James Stafford: In terms of tackling the current economic situation in the US, of the two main presidential candidates, who do you suggest is the best man, and why?
Ed Dolan: I do not think we can tackle the current economic situation without a thorough-going fiscal policy reform that includes three key elements: Spending cuts, revenue increases, and a rewrite of the whole tax system to eliminate loopholes and cut marginal rates. Furthermore, the package can't be heavily front-loaded like George Osborne's austerity program in the UK, which has sent their economy back into recession. Ours should be back-loaded, with an element of stimulus now and an ironclad commitment to move the budget toward surplus as the economy improves.
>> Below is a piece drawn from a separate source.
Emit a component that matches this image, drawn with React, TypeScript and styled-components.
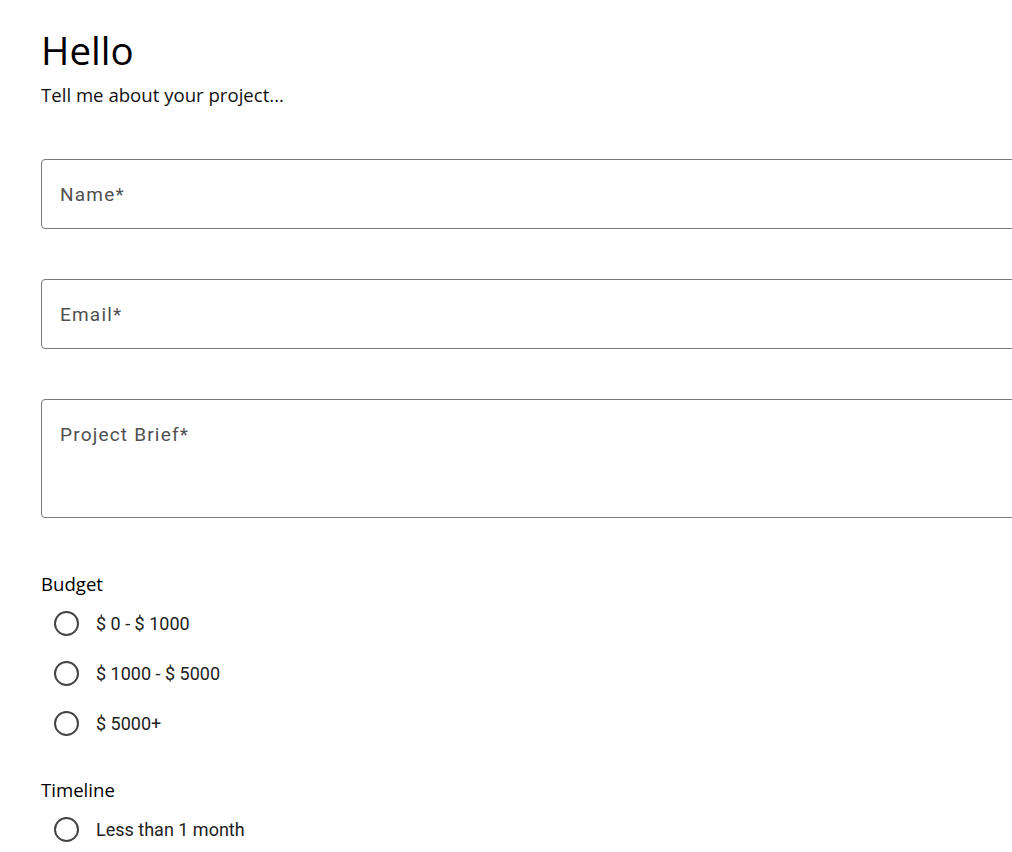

It's a lot to ask for.
We are not going to get good budget policy out of the GOP unless members of that party make a clean break with mantra that they will not accept a dime of new revenue, not even if it comes from eliminating the most loathsome tax loopholes. Personally, I am never going to vote for a candidate for President, the Senate, the House, or any office who has signed that nonsensical Grover Norquist tax pledge.
At the same time, I have been very disappointed at the lukewarm support Obama has given to the kind of program I would like to see. During the first debate, Romney said that when Obama didn't "grab" Simpson-Bowles—that was his word, and a good one—it was a failure of leadership. That was one point where I agreed with Mitt.
Then, you also have to take into account the vote for Congress. I'm afraid there is going to be continued gridlock as long as the GOP controls the House. In the Senate, there are at least a few people in both parties who are willing to meet behind the scenes and talk compromise, but not in the House, not right now, anyway. Maybe what we need in the White House is someone who is a real politician, a negotiator and dealmaker in the mould of a Clinton or an LBJ. Instead, we have the choice between a manager and a law professor. I'm not optimistic that either of them will be able to do what needs to be done.